A not particularly great example is this:

from machine import Pin, Timer
from time import sleep_ms

led = Pin("LED", Pin.OUT)
on_timer = Timer(-1)
off_timer = Timer(-1)

def blink_start(t1, t2, on, off):
    t1.init(
        period=on + off,
        mode=Timer.PERIODIC,
        callback=lambda t: led.on(),
    )
    sleep_ms(on)  # wait to init off timer
    t2.init(
        period=on + off,
        mode=Timer.PERIODIC,
        callback=lambda t: led.off(),
    )

while True:
    on_time = int(input("Tiempo ON?"))
    off_time = int(input("Tiempo OFF?"))
    blink_start(on_timer, off_timer, on_time, off_time)

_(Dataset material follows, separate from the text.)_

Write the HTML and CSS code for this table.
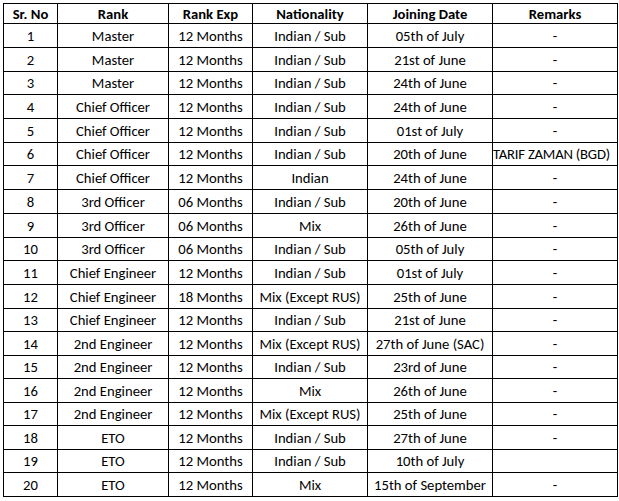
FILE: index.html
```html
<!DOCTYPE html>
<html>
<head>
<meta charset="utf-8">
<link rel="stylesheet" href="styles.css">
</head>
<body>
<table class="grid">
<colgroup>
<col class="c1"><col class="c2"><col class="c3"><col class="c4"><col class="c5"><col class="c6">
</colgroup>
<thead>
<tr class="head"><th>Sr. No</th><th>Rank</th><th>Rank Exp</th><th>Nationality</th><th>Joining Date</th><th>Remarks</th></tr>
</thead>
<tbody>
<tr><td>1</td><td>Master</td><td>12 Months</td><td>Indian / Sub</td><td>05th of July</td><td>-</td></tr>
<tr><td>2</td><td>Master</td><td>12 Months</td><td>Indian / Sub</td><td>21st of June</td><td>-</td></tr>
<tr class="s"><td>3</td><td>Master</td><td>12 Months</td><td>Indian / Sub</td><td>24th of June</td><td>-</td></tr>
<tr><td>4</td><td>Chief Officer</td><td>12 Months</td><td>Indian / Sub</td><td>24th of June</td><td>-</td></tr>
<tr><td>5</td><td>Chief Officer</td><td>12 Months</td><td>Indian / Sub</td><td>01st of July</td><td>-</td></tr>
<tr class="s"><td>6</td><td>Chief Officer</td><td>12 Months</td><td>Indian / Sub</td><td>20th of June</td><td class="tight">TARIF ZAMAN (BGD)</td></tr>
<tr><td>7</td><td>Chief Officer</td><td>12 Months</td><td>Indian</td><td>24th of June</td><td>-</td></tr>
<tr><td>8</td><td>3rd Officer</td><td>06 Months</td><td>Indian / Sub</td><td>20th of June</td><td>-</td></tr>
<tr><td>9</td><td>3rd Officer</td><td>06 Months</td><td>Mix</td><td>26th of June</td><td>-</td></tr>
<tr class="s"><td>10</td><td>3rd Officer</td><td>06 Months</td><td>Indian / Sub</td><td>05th of July</td><td>-</td></tr>
<tr><td>11</td><td>Chief Engineer</td><td>12 Months</td><td>Indian / Sub</td><td>01st of July</td><td>-</td></tr>
<tr><td>12</td><td>Chief Engineer</td><td>18 Months</td><td>Mix (Except RUS)</td><td>25th of June</td><td>-</td></tr>
<tr class="s"><td>13</td><td>Chief Engineer</td><td>12 Months</td><td>Indian / Sub</td><td>21st of June</td><td>-</td></tr>
<tr><td>14</td><td>2nd Engineer</td><td>12 Months</td><td>Mix (Except RUS)</td><td>27th of June (SAC)</td><td>-</td></tr>
<tr class="s"><td>15</td><td>2nd Engineer</td><td>12 Months</td><td>Indian / Sub</td><td>23rd of June</td><td>-</td></tr>
<tr><td>16</td><td>2nd Engineer</td><td>12 Months</td><td>Mix</td><td>26th of June</td><td>-</td></tr>
<tr class="s"><td>17</td><td>2nd Engineer</td><td>12 Months</td><td>Mix (Except RUS)</td><td>25th of June</td><td>-</td></tr>
<tr><td>18</td><td>ETO</td><td>12 Months</td><td>Indian / Sub</td><td>27th of June</td><td>-</td></tr>
<tr class="s"><td>19</td><td>ETO</td><td>12 Months</td><td>Indian / Sub</td><td>10th of July</td><td></td></tr>
<tr><td>20</td><td>ETO</td><td>12 Months</td><td>Mix</td><td>15th of September</td><td>-</td></tr>
</tbody>
</table>
</body>
</html>
```

FILE: styles.css
```css
html, body {
  margin: 0;
  padding: 0;
  background: #ffffff;
}
body {
  padding: 3px 0 0 3px;
  font-family: Carlito, Calibri, "Open Sans", "Liberation Sans", sans-serif;
  font-size: 14.67px;
  color: #000000;
}
.grid {
  border-collapse: collapse;
  table-layout: fixed;
  width: 614px;
}
.c1 { width: 54px; }
.c2 { width: 111px; }
.c3 { width: 84px; }
.c4 { width: 115px; }
.c5 { width: 125px; }
.c6 { width: 125px; }
.grid th, .grid td {
  border: 1px solid #000000;
  padding: 0;
  text-align: center;
  vertical-align: middle;
  white-space: nowrap;
  overflow: hidden;
  line-height: 18px;
}
.grid th {
  font-weight: bold;
}
.head th {
  height: 19px;
}
.grid tbody tr {
  height: 24px;
}
.grid tbody tr.s {
  height: 23px;
}
.grid td.tight {
  text-align: left;
  letter-spacing: -0.2px;
}
```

(nicked from here) takes two millisecond values from user input and blinks the LED based on those values

[robert-hh]

Better use just one timer and toggle the pin for a 50% duty cycle.

[scruss]

This was written for something with an arbitrary duty cycle

[GitHubsSilverBullet]

Correct me if I'm wrong, but wouldn't that introduce quite a bit of jitter due to varying interrupt latency?

[robert-hh]

Yes. There will be jitter. But for low frequencies that might not matter. But using an RP2 PIO seems to be the best choice. You could even adapt your script sending a specific number of cycles. That's missing in all PWM port until now.

[GitHubsSilverBullet]

You could even adapt your script sending a specific number of cycles.

That's almost exactly what the Python program up there does.
Except that it automagically calculates the cycles for a given frequency.